Vice-governadora do DF, Celina Leão: Enquanto eu estava como Coordenadora da bancada feminina levamos o projeto de Lei nº 14.611, para o plenário da Câmara Federal, que foi aprovado. Conhecida como a Lei da Igualdade Salarial entre homens e mulheres, para a diminuição das desigualdades existentes nas remunerações no ambiente corporativo. Após muitas discussões, em 23 de novembro de 2023, foi publicado o Decreto 11.795 para regulamentar a referida lei, bem como foi publicada em 27 de novembro de 2023 a Portaria do Ministério do Trabalho nº 3.714 para regulamentar o decreto.
JV: O escritor David S. Landes em seu livro “A riqueza e a pobreza das Nações” sustenta que ao impedir o acesso das mulheres ao mercado de trabalho, o machismo estrutural contribui com a falta de progresso e até com atraso no desenvolvimento dos países. Quanto de verdade a senhora pensa haver nesta afirmativa? Se concorda com ela, que programas e ações pensa caber ao Estado para minimizar esse erro histórico?
Vice-governadora do DF, Celina Leão: Eu concordo com esse pensamento de que, quantos menos mulheres inseridas no mercado de trabalho lutando pelos nossos direitos, salários, conquistas e nosso espaço, cresce mais o machismo. Precisamos das mulheres para lutar contra isso e não deixar o machismo se fortificar.
Creio que atrasa um país como um todo. Precisamos que o coletivo cresça e se desenvolva, tanto homens como mulheres, com mesmos direitos e deveres.

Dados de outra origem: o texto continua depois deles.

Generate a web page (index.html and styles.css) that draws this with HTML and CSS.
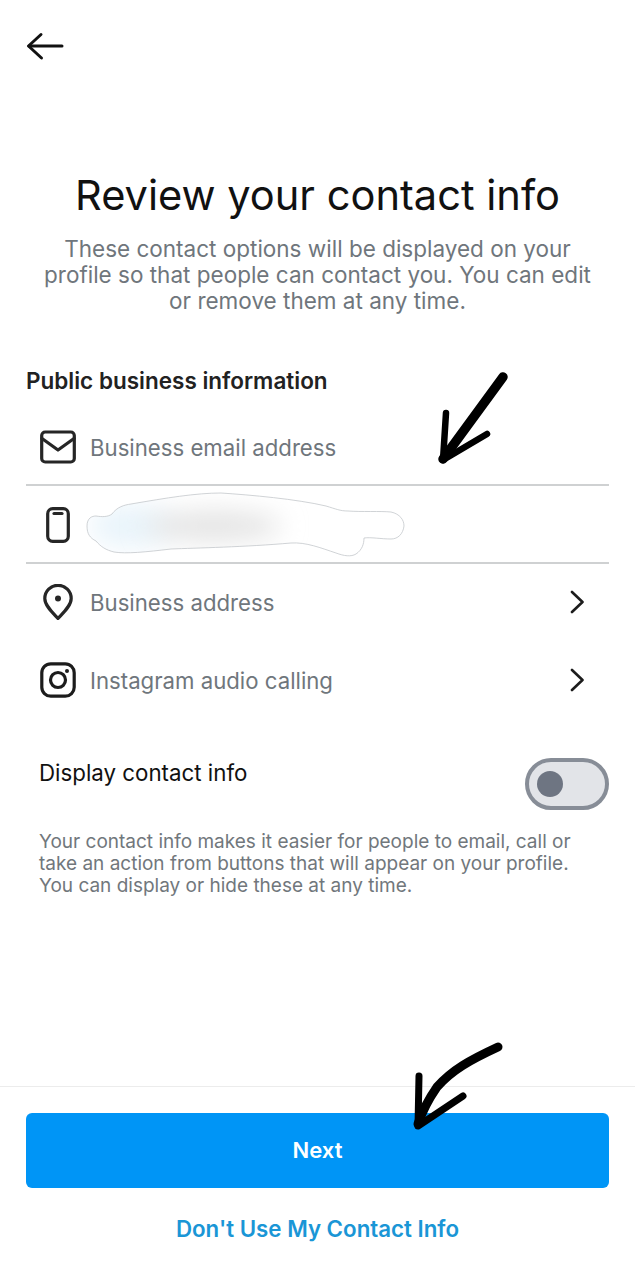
FILE: index.html
```html
<!DOCTYPE html>
<html lang="en">
<head>
<meta charset="utf-8">
<title>Review your contact info</title>
<link rel="stylesheet" href="styles.css">
</head>
<body>
<div class="page">
  <header class="topbar">
    <svg class="back" width="38" height="30" viewBox="0 0 38 30" fill="none" stroke="#111" stroke-width="3" stroke-linecap="round" stroke-linejoin="round"><path d="M36 15H3"/><path d="M15 3.500L2.500 15 15.500 27"/></svg>
  </header>
  <main class="content">
    <h1 class="title">Review your contact info</h1>
    <p class="intro">These contact options will be displayed on your profile so that people can contact you. You can edit or remove them at any time.</p>
    <h2 class="section">Public business information</h2>
    <div class="rows">
      <div class="row row-line">
        <span class="icon"><svg width="36" height="34" viewBox="0 0 36 34" fill="none" stroke="#262626" stroke-width="3.200" stroke-linejoin="round" stroke-linecap="round"><rect x="1.700" y="2" width="32.600" height="30" rx="3.500"/><path d="M2 8.500L18 20 34 8.500"/></svg></span>
        <span class="label">Business email address</span>
      </div>
      <div class="row row-line">
        <span class="icon"><svg width="24" height="36" viewBox="0 0 24 36" fill="none" stroke="#262626" stroke-width="3.200" stroke-linecap="round"><rect x="1.700" y="1.700" width="20.600" height="32.600" rx="5"/><path d="M8 6.500H16"/></svg></span>
        <svg class="blur" width="320" height="66" viewBox="0 0 320 66">
          <defs>
            <filter id="soft" x="-40%" y="-100%" width="180%" height="300%"><feGaussianBlur stdDeviation="13"/></filter>
            <clipPath id="blob"><path d="M1 34C1 26 6 24 10 24 16 25 22 25 26 22 31 15 38 13 45 12 80 6 110 1 135 1 165 3 210 7 240 14 250 17 254 19 262 19 275 20 295 19 305 20 314 22 318 28 318 34 317 42 312 47 305 47 295 47 285 45 278 46 278 52 276 58 270 62 265 65 258 64 250 61 235 56 220 50 205 51 160 55 110 56 85 57 60 60 40 62 28 60 20 58 15 55 10 49 4 46 1 42 1 34Z"/></clipPath>
          </defs>
          <g clip-path="url(#blob)">
            <ellipse cx="45" cy="34" rx="42" ry="22" fill="#e9f4fb" filter="url(#soft)"/>
            <ellipse cx="128" cy="34" rx="68" ry="15" fill="#e3e3e3" filter="url(#soft)"/>
          </g>
          <path d="M1 34C1 26 6 24 10 24 16 25 22 25 26 22 31 15 38 13 45 12 80 6 110 1 135 1 165 3 210 7 240 14 250 17 254 19 262 19 275 20 295 19 305 20 314 22 318 28 318 34 317 42 312 47 305 47 295 47 285 45 278 46 278 52 276 58 270 62 265 65 258 64 250 61 235 56 220 50 205 51 160 55 110 56 85 57 60 60 40 62 28 60 20 58 15 55 10 49 4 46 1 42 1 34Z" fill="none" stroke="#c4c8cb" stroke-width=".8"/>
        </svg>
      </div>
      <div class="row">
        <span class="icon"><svg width="30" height="36" viewBox="0 0 30 36" fill="none" stroke="#262626" stroke-width="3.200" stroke-linejoin="round"><path d="M15 34.500C9 28 1.800 21.500 1.800 14.500A13.200 13.200 0 0 1 28.200 14.500C28.200 21.500 21 28 15 34.500Z"/><circle cx="15" cy="14.500" r="3" fill="#262626" stroke="none"/></svg></span>
        <span class="label">Business address</span>
        <svg class="chev" width="14" height="24" viewBox="0 0 14 24" fill="none" stroke="#1c1c1c" stroke-width="2.600" stroke-linecap="round" stroke-linejoin="round"><path d="M2 2L12.500 12 2 22"/></svg>
      </div>
      <div class="row">
        <span class="icon"><svg width="36" height="36" viewBox="0 0 36 36" fill="none" stroke="#1c1c1c" stroke-width="3.200"><rect x="1.800" y="1.800" width="32.400" height="32.400" rx="9"/><circle cx="18" cy="18" r="7.500"/><circle cx="27" cy="9" r="2" fill="#1c1c1c" stroke="none"/></svg></span>
        <span class="label">Instagram audio calling</span>
        <svg class="chev" width="14" height="24" viewBox="0 0 14 24" fill="none" stroke="#1c1c1c" stroke-width="2.600" stroke-linecap="round" stroke-linejoin="round"><path d="M2 2L12.500 12 2 22"/></svg>
      </div>
    </div>
    <div class="display">
      <span class="display-label">Display contact info</span>
      <span class="toggle"><span class="knob"></span></span>
    </div>
    <p class="note">Your contact info makes it easier for people to email, call or take an action from buttons that will appear on your profile. You can display or hide these at any time.</p>
  </main>
  <footer class="footer">
    <button class="next" type="button">Next</button>
    <a class="skip" href="#">Don't Use My Contact Info</a>
  </footer>
  <svg class="marks" width="635" height="1280" viewBox="0 0 635 1280" fill="none" stroke="#000" stroke-linecap="round" stroke-linejoin="round">
    <path d="M503 377L443 459" stroke-width="9.500"/>
    <path d="M446 413L443 460 487 434" stroke-width="6.500"/>
    <path d="M498 1047C470 1060 452 1070 437 1087 428 1100 422 1112 418 1124" stroke-width="9"/>
    <path d="M419 1076L418 1126 463 1096" stroke-width="7"/>
  </svg>
</div>
</body>
</html>
```
FILE: styles.css
```css
* { box-sizing: border-box; }
html, body { margin: 0; padding: 0; background: #fff; }
body { font-family: Inter, "Liberation Sans", sans-serif; color: #111; }
.page { position: relative; width: 635px; height: 1280px; display: flex; flex-direction: column; overflow: hidden; }
.topbar { height: 173px; padding: 31px 0 0 26px; flex: none; }
.back { display: block; }
.content { flex: 1; padding: 0 26px; }
.title { margin: 0; font-size: 41.600px; line-height: 44px; font-weight: 400; text-align: center; color: #111; }
.intro { margin: 19px 0 0; padding: 0 14px; font-size: 22.500px; line-height: 26px; text-align: center; color: #6f767c; }
.section { margin: 53px 0 0; font-size: 22.500px; line-height: 28px; font-weight: 600; color: #222; }
.rows { margin-top: 13px; }
.row { height: 78px; display: flex; align-items: center; padding-right: 25px; padding-bottom: 2px; }
.row-line { border-bottom: 2px solid #cfd1d2; padding-top: 2px; padding-bottom: 0; }
.icon { width: 64px; padding-left: 14px; padding-right: 14px; flex: none; display: flex; justify-content: center; }
.label { flex: 1; font-size: 22.200px; color: #6f767c; }
.chev { flex: none; }
.blur { flex: none; margin-left: -4px; }
.display { margin-top: 38px; padding-left: 13px; display: flex; justify-content: space-between; align-items: flex-start; height: 52px; }
.display-label { font-size: 22.300px; line-height: 30px; color: #111; }
.toggle { width: 84px; height: 52px; border: 4px solid #878d97; border-radius: 26px; background: #e2e4e8; display: flex; align-items: center; padding-left: 8px; }
.knob { width: 26px; height: 26px; border-radius: 50%; background: #6e7582; }
.note { margin: 21px 0 0; padding: 0 13px; font-size: 19px; line-height: 22px; color: #71777c; }
.footer { flex: none; height: 194px; border-top: 1px solid #ececec; padding: 26px 26px 0; display: flex; flex-direction: column; align-items: stretch; }
.next { height: 75px; border: 0; border-radius: 6px; background: #0095f6; color: #fff; font: 600 22px Inter, "Liberation Sans", sans-serif; padding: 0 0 1px; }
.skip { margin-top: 27px; text-align: center; font-size: 22.300px; line-height: 28px; font-weight: 600; color: #1a96d6; text-decoration: none; }
.marks { position: absolute; left: 0; top: 0; pointer-events: none; }
```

JV: Hoje comemoramos o DIA INTERNACIONAL DA MULHER. Considerando sua condição de mulher que desbravou o mercado de trabalho, pode oferecer uma espécie de CHECK LIST do que as mulheres devem fazer para vencerem o machismo como fator de desigualdade salarial no mercado de trabalho.
Vice-governadora do DF, Celina Leão: Quero primeiramente parabenizar a todas as mulheres, não só hoje, mas todos os dias. Por sermos fortes, guerreiras e conseguirmos dar conta do recado. É complicado dar um checklist, porque não é como uma receita de bolo que você segue ali direitinho, cada mulher tem uma vivência e uma realidade. Mas acho que colocaria a capacitação no topo. Perseverança, proatividade e determinação.